Sept. 1 we talked, and talked and talked and talked some more. We weren't the only ones. Everyone was talking. Unless you were right up beneath the stage stacks, it was difficult to hear the music well. So, we talked. We had half a dozen different conversations between the food tents and our blanket. I held a gyro in my right hand for more than an hour before I could take a bite.

One thing we need to remember is that dope is legal now. Smoking it in a crowd is no longer rebellious. It's like smoking regular old unfiltered cigarettes. It's not cool. It's obnoxious and rude.

Thanks for trying to give me a contact high, but to me your secondhand smoke is just category five bad breath. It's like me trying to give you a contact drunk by burping beer into your mouth. You fought for and won your right to light up — not exactly like abolishing slavery, but a victory nonetheless. With legalization comes responsibility. Take it to the designated smoking area. Respect others' right to breathe clean, healthy air. The same goes for vaping.

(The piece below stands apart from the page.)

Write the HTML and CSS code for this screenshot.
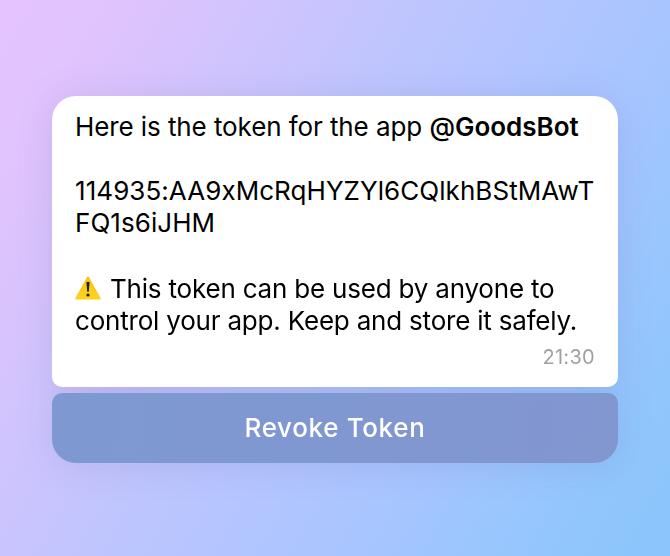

It's just an electronic Marlboro with a nasty tooty-fruity odor — not exactly a demonstration of technological savvy.

Lastly, I like the creation of the standing-room-only area up close to the stage. It was a wise move to convert that from tarp-size parcels of private property into public land. There were a lot fewer territorial battles along that front this year. That change almost made up for the convoluted mess they created out of the transportation system. At least they moved the fights out into the parking lot.